Task:
Leave out the pictures and restate the rest of the data exactly.
[begin Information shown]
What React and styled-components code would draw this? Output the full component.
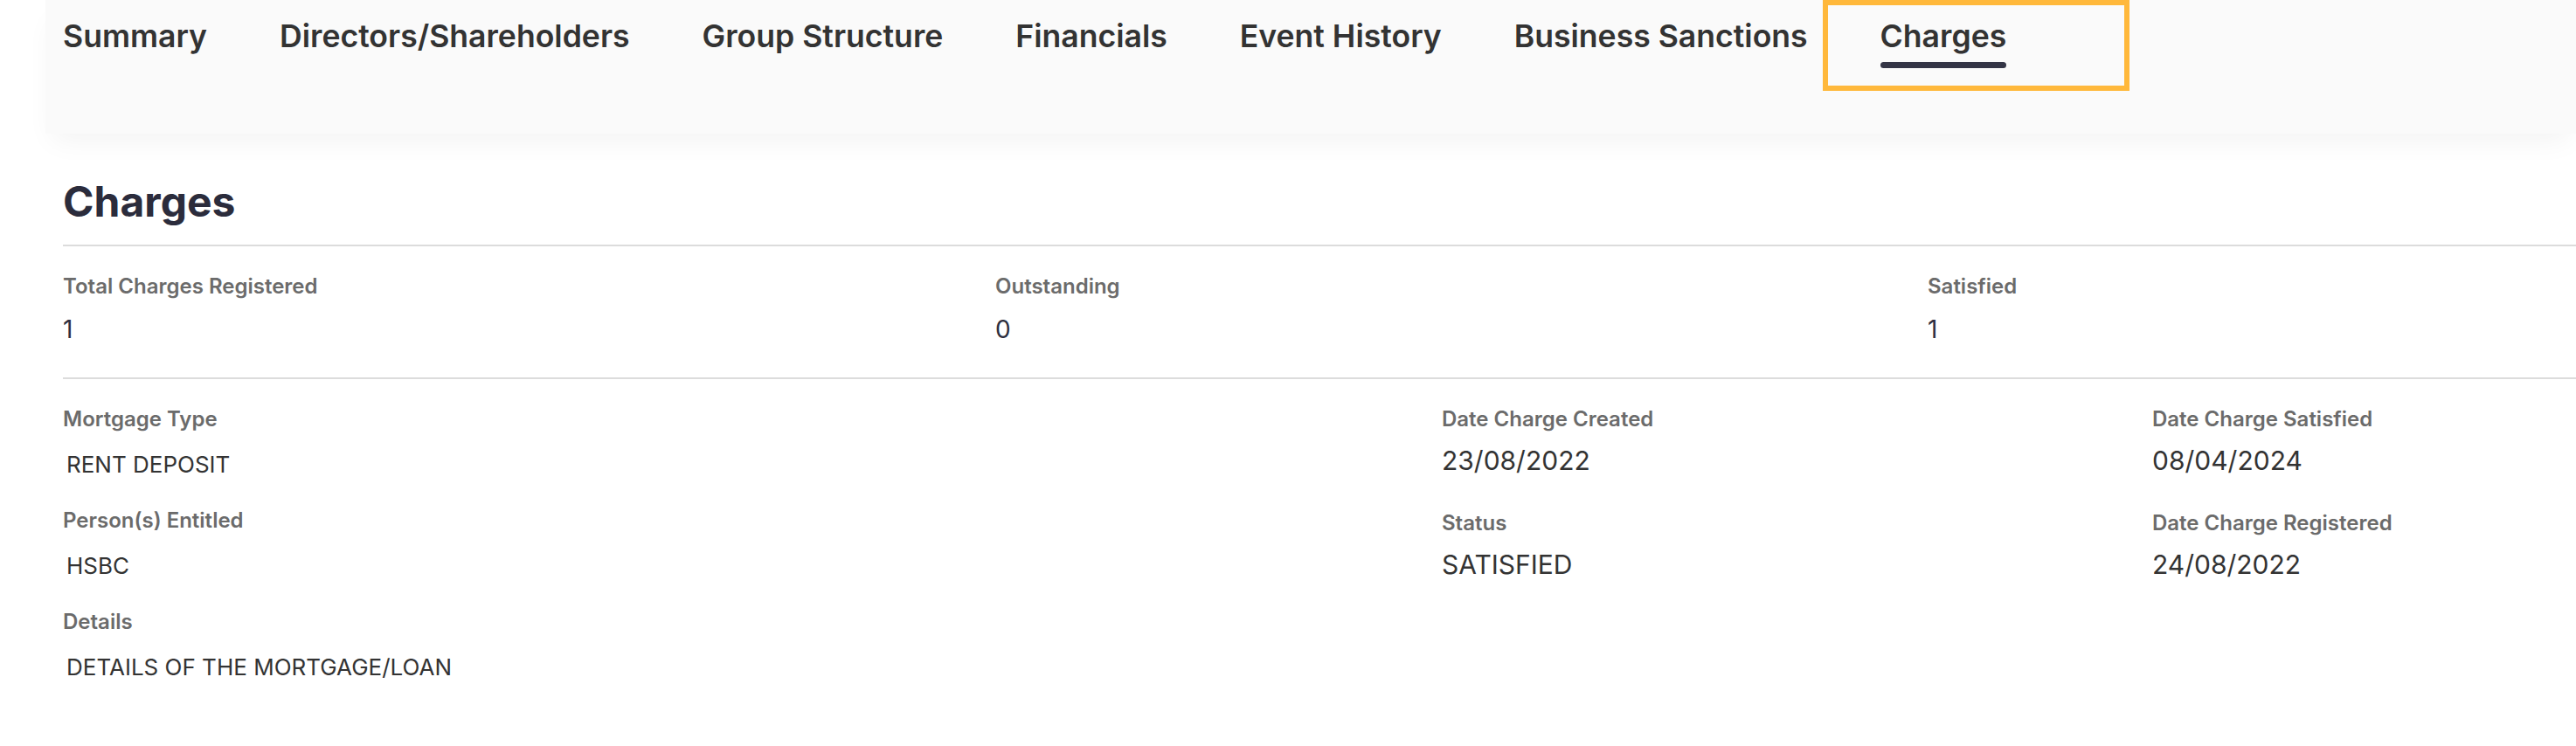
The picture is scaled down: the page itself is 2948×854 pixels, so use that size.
import styled, { createGlobalStyle } from "styled-components";

const GlobalStyle = createGlobalStyle`
    body {
        margin: 0;
        background: #ffffff;
        font-family: Inter, "Noto Sans", sans-serif;
        overflow: hidden;
    }
`;

const tabs = [
    "Summary",
    "Directors/Shareholders",
    "Group Structure",
    "Financials",
    "Event History",
    "Business Sanctions",
    "Charges",
];

const summary = [
    { label: "Total Charges Registered", value: "1" },
    { label: "Outstanding", value: "0" },
    { label: "Satisfied", value: "1" },
];

const detailColumns = [
    {
        wide: true,
        fields: [
            { label: "Mortgage Type", value: "RENT DEPOSIT" },
            { label: "Person(s) Entitled", value: "HSBC" },
            { label: "Details", value: "DETAILS OF THE MORTGAGE/LOAN" },
        ],
    },
    {
        fields: [
            { label: "Date Charge Created", value: "23/08/2022" },
            { label: "Status", value: "SATISFIED" },
        ],
    },
    {
        fields: [
            { label: "Date Charge Satisfied", value: "08/04/2024" },
            { label: "Date Charge Registered", value: "24/08/2022" },
        ],
    },
];

const Page = styled.div`
    margin-left: 52px;
    width: 2896px;
`;

const Header = styled.header`
    height: 153px;
    background: #fafafa;
    box-shadow: 0 16px 30px -8px rgba(0, 0, 0, 0.05);
    padding: 20px 20px 0;
    box-sizing: border-box;
    position: relative;
    z-index: 1;
`;

const TabList = styled.nav`
    display: flex;
    gap: 83px;
`;

const Tab = styled.div`
    position: relative;
    display: flex;
    flex-direction: column;
    font-size: 35.6px;
    line-height: 44px;
    font-weight: 600;
    color: #333333;
    white-space: nowrap;
`;

const Underline = styled.span`
    display: block;
    margin-top: 7px;
    height: 7px;
    border-radius: 4px;
    background: #343546;
`;

const Highlight = styled.span`
    position: absolute;
    left: -66px;
    top: -20px;
    width: 351px;
    height: 104px;
    box-sizing: border-box;
    border: 6px solid #ffb83b;
    pointer-events: none;
`;

const Content = styled.main`
    padding: 49px 0 0 20px;
`;

const Title = styled.h1`
    margin: 0;
    font-size: 48px;
    line-height: 58px;
    font-weight: 700;
    color: #2b2c3c;
`;

const Divider = styled.hr`
    margin: ${({ $top }) => $top || 0}px 0 0;
    border: 0;
    height: 2px;
    background: #dcdcdc;
`;

const SummaryRow = styled.section`
    display: grid;
    grid-template-columns: 1067px 1067px 1fr;
    padding: 31px 0 38px;
`;

const Field = styled.div`
    display: flex;
    flex-direction: column;
    gap: ${({ $gap }) => $gap}px;
`;

const Label = styled.div`
    font-size: 24px;
    line-height: 29px;
    font-weight: 600;
    color: #6b6b6b;
`;

const Value = styled.div`
    font-size: ${({ $size }) => $size}px;
    line-height: ${({ $size }) => Math.round($size * 1.2)}px;
    font-weight: 400;
    color: ${({ $dark }) => ($dark ? "#2e2f40" : "#333333")};
    padding-left: ${({ $indent }) => ($indent ? 4 : 0)}px;
`;

const DetailGrid = styled.section`
    display: grid;
    grid-template-columns: 1578px 813px 1fr;
    padding-top: 31px;
`;

const DetailColumn = styled.div`
    display: flex;
    flex-direction: column;
    gap: ${({ $wide }) => ($wide ? 34 : 39)}px;
`;

const App = () => {
    return (
        <Page>
            <GlobalStyle />
            <Header>
                <TabList>
                    {tabs.map((tab) => (
                        <Tab key={tab}>
                            {tab}
                            {tab === "Charges" && (
                                <>
                                    <Underline />
                                    <Highlight />
                                </>
                            )}
                        </Tab>
                    ))}
                </TabList>
            </Header>

            <Content>
                <Title>Charges</Title>
                <Divider $top={20} />

                <SummaryRow>
                    {summary.map((item) => (
                        <Field key={item.label} $gap={18}>
                            <Label>{item.label}</Label>
                            <Value $size={28} $dark>{item.value}</Value>
                        </Field>
                    ))}
                </SummaryRow>

                <Divider />

                <DetailGrid>
                    {detailColumns.map((col, i) => (
                        <DetailColumn key={i} $wide={col.wide}>
                            {col.fields.map((f) => (
                                <Field key={f.label} $gap={col.wide ? 22 : 15}>
                                    <Label>{f.label}</Label>
                                    <Value $size={col.wide ? 26 : 30} $indent={col.wide}>
                                        {f.value}
                                    </Value>
                                </Field>
                            ))}
                        </DetailColumn>
                    ))}
                </DetailGrid>
            </Content>
        </Page>
    );
};

export default App;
[end Information shown]
Problem solution:
What React and styled-components code would draw this? Output the full component.
The picture is scaled down: the page itself is 2948×854 pixels, so use that size.
import styled, { createGlobalStyle } from "styled-components";

const GlobalStyle = createGlobalStyle`
    body {
        margin: 0;
        background: #ffffff;
        font-family: Inter, "Noto Sans", sans-serif;
        overflow: hidden;
    }
`;

const tabs = [
    "Summary",
    "Directors/Shareholders",
    "Group Structure",
    "Financials",
    "Event History",
    "Business Sanctions",
    "Charges",
];

const summary = [
    { label: "Total Charges Registered", value: "1" },
    { label: "Outstanding", value: "0" },
    { label: "Satisfied", value: "1" },
];

const detailColumns = [
    {
        wide: true,
        fields: [
            { label: "Mortgage Type", value: "RENT DEPOSIT" },
            { label: "Person(s) Entitled", value: "HSBC" },
            { label: "Details", value: "DETAILS OF THE MORTGAGE/LOAN" },
        ],
    },
    {
        fields: [
            { label: "Date Charge Created", value: "23/08/2022" },
            { label: "Status", value: "SATISFIED" },
        ],
    },
    {
        fields: [
            { label: "Date Charge Satisfied", value: "08/04/2024" },
            { label: "Date Charge Registered", value: "24/08/2022" },
        ],
    },
];

const Page = styled.div`
    margin-left: 52px;
    width: 2896px;
`;

const Header = styled.header`
    height: 153px;
    background: #fafafa;
    box-shadow: 0 16px 30px -8px rgba(0, 0, 0, 0.05);
    padding: 20px 20px 0;
    box-sizing: border-box;
    position: relative;
    z-index: 1;
`;

const TabList = styled.nav`
    display: flex;
    gap: 83px;
`;

const Tab = styled.div`
    position: relative;
    display: flex;
    flex-direction: column;
    font-size: 35.6px;
    line-height: 44px;
    font-weight: 600;
    color: #333333;
    white-space: nowrap;
`;

const Underline = styled.span`
    display: block;
    margin-top: 7px;
    height: 7px;
    border-radius: 4px;
    background: #343546;
`;

const Highlight = styled.span`
    position: absolute;
    left: -66px;
    top: -20px;
    width: 351px;
    height: 104px;
    box-sizing: border-box;
    border: 6px solid #ffb83b;
    pointer-events: none;
`;

const Content = styled.main`
    padding: 49px 0 0 20px;
`;

const Title = styled.h1`
    margin: 0;
    font-size: 48px;
    line-height: 58px;
    font-weight: 700;
    color: #2b2c3c;
`;

const Divider = styled.hr`
    margin: ${({ $top }) => $top || 0}px 0 0;
    border: 0;
    height: 2px;
    background: #dcdcdc;
`;

const SummaryRow = styled.section`
    display: grid;
    grid-template-columns: 1067px 1067px 1fr;
    padding: 31px 0 38px;
`;

const Field = styled.div`
    display: flex;
    flex-direction: column;
    gap: ${({ $gap }) => $gap}px;
`;

const Label = styled.div`
    font-size: 24px;
    line-height: 29px;
    font-weight: 600;
    color: #6b6b6b;
`;

const Value = styled.div`
    font-size: ${({ $size }) => $size}px;
    line-height: ${({ $size }) => Math.round($size * 1.2)}px;
    font-weight: 400;
    color: ${({ $dark }) => ($dark ? "#2e2f40" : "#333333")};
    padding-left: ${({ $indent }) => ($indent ? 4 : 0)}px;
`;

const DetailGrid = styled.section`
    display: grid;
    grid-template-columns: 1578px 813px 1fr;
    padding-top: 31px;
`;

const DetailColumn = styled.div`
    display: flex;
    flex-direction: column;
    gap: ${({ $wide }) => ($wide ? 34 : 39)}px;
`;

const App = () => {
    return (
        <Page>
            <GlobalStyle />
            <Header>
                <TabList>
                    {tabs.map((tab) => (
                        <Tab key={tab}>
                            {tab}
                            {tab === "Charges" && (
                                <>
                                    <Underline />
                                    <Highlight />
                                </>
                            )}
                        </Tab>
                    ))}
                </TabList>
            </Header>

            <Content>
                <Title>Charges</Title>
                <Divider $top={20} />

                <SummaryRow>
                    {summary.map((item) => (
                        <Field key={item.label} $gap={18}>
                            <Label>{item.label}</Label>
                            <Value $size={28} $dark>{item.value}</Value>
                        </Field>
                    ))}
                </SummaryRow>

                <Divider />

                <DetailGrid>
                    {detailColumns.map((col, i) => (
                        <DetailColumn key={i} $wide={col.wide}>
                            {col.fields.map((f) => (
                                <Field key={f.label} $gap={col.wide ? 22 : 15}>
                                    <Label>{f.label}</Label>
                                    <Value $size={col.wide ? 26 : 30} $indent={col.wide}>
                                        {f.value}
                                    </Value>
                                </Field>
                            ))}
                        </DetailColumn>
                    ))}
                </DetailGrid>
            </Content>
        </Page>
    );
};

export default App;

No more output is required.